Yes — but only if your 3PL’s warehouse management system (WMS) is on TikTok’s approved integration list. Under the new policy, your 3PL can still store, pick, and pack your orders, but shipping labels must be generated through TikTok’s system, not your 3PL’s negotiated carrier accounts. This means your 3PL needs a certified TikTok Shop integration to remain compliant. If your current 3PL’s technology is not integrated with TikTok Shop Logistics Services, you risk a fulfillment blackout when seller shipping is discontinued. Ask your 3PL now whether they support Upgraded TikTok Shipping or CBT workflows.

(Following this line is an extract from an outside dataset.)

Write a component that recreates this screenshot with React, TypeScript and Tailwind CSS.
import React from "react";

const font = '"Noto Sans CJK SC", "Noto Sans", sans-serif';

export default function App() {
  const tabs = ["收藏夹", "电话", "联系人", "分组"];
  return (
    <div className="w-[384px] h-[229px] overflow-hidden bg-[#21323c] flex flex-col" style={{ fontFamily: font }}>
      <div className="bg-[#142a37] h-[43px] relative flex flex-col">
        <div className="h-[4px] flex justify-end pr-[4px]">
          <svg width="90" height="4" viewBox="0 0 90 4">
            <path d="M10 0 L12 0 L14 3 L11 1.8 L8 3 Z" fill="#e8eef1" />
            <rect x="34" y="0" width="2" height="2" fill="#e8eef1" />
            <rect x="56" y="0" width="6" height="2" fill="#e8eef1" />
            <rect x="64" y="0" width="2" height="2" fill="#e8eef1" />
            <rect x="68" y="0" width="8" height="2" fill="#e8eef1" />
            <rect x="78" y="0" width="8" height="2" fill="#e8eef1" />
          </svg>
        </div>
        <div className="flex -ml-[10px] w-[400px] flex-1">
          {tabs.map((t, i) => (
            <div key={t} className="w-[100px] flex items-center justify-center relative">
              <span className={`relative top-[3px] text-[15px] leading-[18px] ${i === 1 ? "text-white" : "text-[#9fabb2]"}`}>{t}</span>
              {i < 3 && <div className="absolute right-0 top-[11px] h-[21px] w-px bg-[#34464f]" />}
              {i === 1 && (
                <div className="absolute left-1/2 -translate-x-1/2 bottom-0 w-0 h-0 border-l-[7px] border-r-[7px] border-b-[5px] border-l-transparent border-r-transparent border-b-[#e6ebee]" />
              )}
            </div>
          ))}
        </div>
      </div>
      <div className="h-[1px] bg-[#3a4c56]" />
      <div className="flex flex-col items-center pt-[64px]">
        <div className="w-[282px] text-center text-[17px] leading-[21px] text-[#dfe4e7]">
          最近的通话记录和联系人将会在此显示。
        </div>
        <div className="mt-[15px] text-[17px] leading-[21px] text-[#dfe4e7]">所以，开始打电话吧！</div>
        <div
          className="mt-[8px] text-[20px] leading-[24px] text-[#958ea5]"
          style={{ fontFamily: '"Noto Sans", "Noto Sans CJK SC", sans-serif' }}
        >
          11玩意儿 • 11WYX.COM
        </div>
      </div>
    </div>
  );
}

Q4: How does TikTok’s shipping change affect my fulfillment costs?
Under the new model, TikTok controls carrier selection and sets the shipping rates. You can no longer use your 3PL’s negotiated carrier rates for TikTok orders. TikTok may have competitive rates — but the lack of transparency is the concern. TikTok purchases labels at their negotiated rate and charges sellers at a potentially higher rate, and brands have limited visibility into the margin. You also lose the ability to optimize carrier mix by zone, weight, or delivery speed the way your 3PL previously could. Brands should model the cost difference between their current 3PL shipping rates and TikTok’s rates as soon as Upgraded TikTok Shipping is available in their Seller Center.
Q5: What happens to my branded packaging and unboxing experience on TikTok Shop?

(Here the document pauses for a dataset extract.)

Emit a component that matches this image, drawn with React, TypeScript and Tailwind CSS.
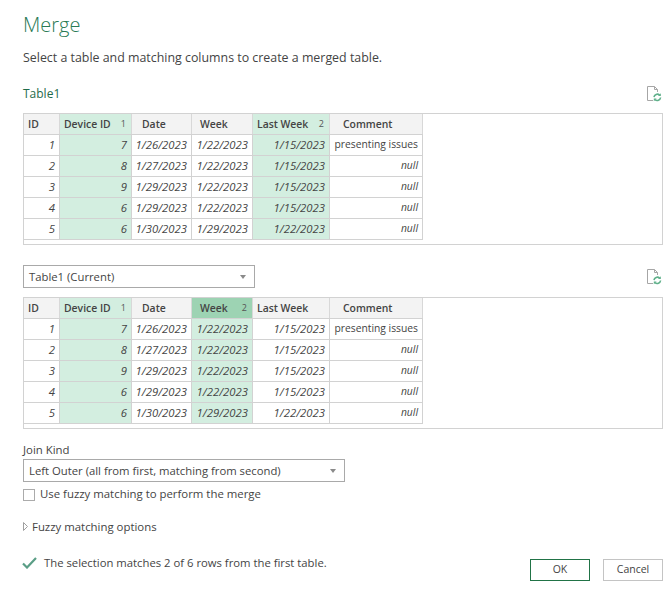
import React from "react";

const rows = [
  ["1", "7", "1/26/2023", "1/22/2023", "1/15/2023", "presenting issues"],
  ["2", "8", "1/27/2023", "1/22/2023", "1/15/2023", "null"],
  ["3", "9", "1/29/2023", "1/22/2023", "1/15/2023", "null"],
  ["4", "6", "1/29/2023", "1/22/2023", "1/15/2023", "null"],
  ["5", "6", "1/30/2023", "1/29/2023", "1/22/2023", "null"],
];
const headers = ["ID", "Device ID", "Date", "Week", "Last Week", "Comment"];
const widths = ["w-[36px]", "w-[72px]", "w-[60px]", "w-[61px]", "w-[77px]", "w-[93px]"];
const headPad = ["pl-[4px]", "pl-[4px]", "pl-[10px]", "pl-[8px]", "pl-[4px]", "pl-[13px]"];

function RefreshDoc() {
  return (
    <svg className="mr-[1px]" width="16" height="17" viewBox="0 0 16 17" fill="none">
      <path d="M1.5 1.5H8.5L11.5 4.5V7M8.5 1.5V4.5H11.5M7 15.5H1.5V1.5" stroke="#a6a6a6" strokeWidth="1" />
      <path d="M8 12.2A3.4 3.4 0 0 1 13.6 10" stroke="#5fb08a" strokeWidth="1.6" />
      <path d="M14.6 12.5A3.4 3.4 0 0 1 9 14.6" stroke="#5fb08a" strokeWidth="1.6" />
      <path d="M14.8 8.2V11H12Z" fill="#5fb08a" />
      <path d="M7.8 16.2V13.4H10.6Z" fill="#5fb08a" />
    </svg>
  );
}

function Chevron() {
  return (
    <svg width="6" height="4" viewBox="0 0 6 4">
      <path d="M0 0H6L3 4Z" fill="#8a8a8a" />
    </svg>
  );
}

function DataTable({ selected, active }: { selected: Record<number, string>; active?: number }) {
  return (
    <div className="h-[132px] border border-[#d2d2d2]">
      <div className="flex h-[20px]">
        {headers.map((h, i) => {
          const isSel = selected[i] !== undefined;
          const bg = i === active ? "bg-[#9dd3b3]" : isSel ? "bg-[#d3eee0]" : "bg-[#f3f3f3]";
          return (
            <div
              key={h}
              className={`relative flex h-[20px] items-center border-r border-[#d8d8d8] pt-[1px] text-[10.4px] font-semibold text-[#444] ${widths[i]} ${headPad[i]} ${bg}`}
            >
              <span>{h}</span>
              {isSel && (
                <span className="absolute right-[5px] top-[3px] text-[9px] font-normal text-[#555]">{selected[i]}</span>
              )}
            </div>
          );
        })}
      </div>
      {rows.map((r, ri) => (
        <div key={r[0]} className="flex">
          {r.map((c, i) => {
            const isSel = selected[i] !== undefined;
            const plain = c === "presenting issues";
            const small = plain || c === "null";
            return (
              <div
                key={i}
                className={`flex items-center justify-end whitespace-nowrap border-t border-r border-[#d2d2d2] pr-[4px] text-[#444] ${widths[i]} ${ri === 4 ? "h-[22px] border-b" : "h-[21px]"} ${isSel ? "bg-[#d3eee0]" : "bg-white"} ${plain ? "" : "italic"} ${small ? "text-[10.3px]" : ""}`}
              >
                {c}
              </div>
            );
          })}
        </div>
      ))}
    </div>
  );
}

function Select({ label, className }: { label: string; className: string }) {
  return (
    <div className={`flex h-[23px] items-center justify-between border border-[#a9a9a9] pl-[5px] pr-[8px] text-[11.3px] text-[#444] ${className}`}>
      <span className="pt-[1px]">{label}</span>
      <Chevron />
    </div>
  );
}

export default function App() {
  return (
    <div
      className="flex h-[596px] w-[670px] flex-col bg-white pl-[23px] pr-[7px] text-[11.3px] text-[#444]"
      style={{ fontFamily: '"Open Sans", "Noto Sans", sans-serif' }}
    >
      <h1 className="mt-[11px] h-[28px] text-[20px] font-light leading-[28px] text-[#2a7a55]">Merge</h1>
      <p className="mt-[9px] h-[20px] text-[12.4px] leading-[20px]">Select a table and matching columns to create a merged table.</p>
      <div className="mt-[15px] flex h-[20px] items-center justify-between">
        <span className="pt-[2px] text-[12px] text-[#1f6b4a]">Table1</span>
        <RefreshDoc />
      </div>
      <div className="mt-[10px]">
        <DataTable selected={{ 1: "1", 4: "2" }} />
      </div>
      <div className="mt-[20px] flex items-center justify-between">
        <Select label="Table1 (Current)" className="w-[232px]" />
        <RefreshDoc />
      </div>
      <div className="mt-[9px]">
        <DataTable selected={{ 1: "1", 3: "2" }} active={3} />
      </div>
      <div className="mt-[12px] mb-[1px] h-[17px] text-[11.4px] leading-[17px]">Join Kind</div>
      <Select label="Left Outer (all from first, matching from second)" className="w-[322px]" />
      <label className="mt-[6px] flex h-[13px] items-center gap-[5px] text-[11.4px]">
        <span className="h-[12px] w-[12px] border border-[#ababab]" />
        <span className="-mt-[1px]">Use fuzzy matching to perform the merge</span>
      </label>
      <div className="mt-[17px] flex h-[17px] items-center gap-[4px] text-[11.4px]">
        <svg width="5" height="9" viewBox="0 0 5 9">
          <path d="M0.5 0.5L4.5 4.5L0.5 8.5Z" fill="none" stroke="#a0a0a0" />
        </svg>
        <span>Fuzzy matching options</span>
      </div>
      <div className="mt-[20px] flex items-start justify-between">
        <div className="flex h-[16px] items-center gap-[7px] text-[11.3px]">
          <svg className="-ml-[1px]" width="15" height="12" viewBox="0 0 15 12">
            <path d="M1 6.5L5 10.5L14 1" fill="none" stroke="#5a9e86" strokeWidth="2.2" />
          </svg>
          <span>The selection matches 2 of 6 rows from the first table.</span>
        </div>
        <div className="mt-[4px] flex gap-[13px]">
          <button className="h-[22px] w-[60px] border border-[#217346] text-[10.5px] text-[#444]">OK</button>
          <button className="h-[22px] w-[60px] border border-[#c4c4c4] text-[10.5px] text-[#444]">Cancel</button>
        </div>
      </div>
    </div>
  );
}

If you choose Fulfilled by TikTok (FBT), your products ship from TikTok’s warehouses in TikTok’s standard packaging — meaning you lose control over branded inserts, custom boxes, tissue paper, and the overall unboxing experience. If you use Upgraded TikTok Shipping or Collections by TikTok (CBT), you still pack orders at your own facility or 3PL, which means you can maintain your branded packaging and custom unboxing experience. The tradeoff is clear: FBT is the most hands-off option but eliminates brand packaging control, while Upgraded Shipping and CBT preserve it but require more operational involvement from your warehouse or 3PL partner.
Q6: What is TikTok Shop’s new Late Dispatch Rate (LDR) requirement?
Effective January 26, 2026, TikTok Shop tightened dispatch requirements so that orders must be picked up and scanned by carriers within 2 business days. Delays count toward your Late Dispatch Rate (LDR), which is one of four core performance metrics TikTok evaluates weekly. Exceeding the LDR threshold can result in reduced order volume, lower search visibility, or suspension of new orders. This requirement is stricter than the FTC’s baseline 30-day shipping rule and applies regardless of which fulfillment method you use. Brands working with a 3PL should confirm their partner can consistently meet 2-business-day dispatch across all TikTok orders.
Q7: How should brands with a 3PL prepare for TikTok Shop’s shipping deadline?
Start by confirming whether your 3PL’s WMS is on TikTok’s approved integration list. If it is, work with them to set up Upgraded TikTok Shipping or CBT workflows and test the process before March 31. If it is not, you need to either switch to a compliant 3PL or evaluate whether FBT makes sense for your TikTok volume. Model the cost impact by comparing your current 3PL shipping rates against TikTok’s rates. Decide whether branded packaging is a priority — if so, FBT is off the table. Review your dispatch SLAs to ensure you can meet TikTok’s 2-business-day pickup requirement. And evaluate your total TikTok revenue against the operational cost of compliance to determine whether the channel is still profitable under the new model.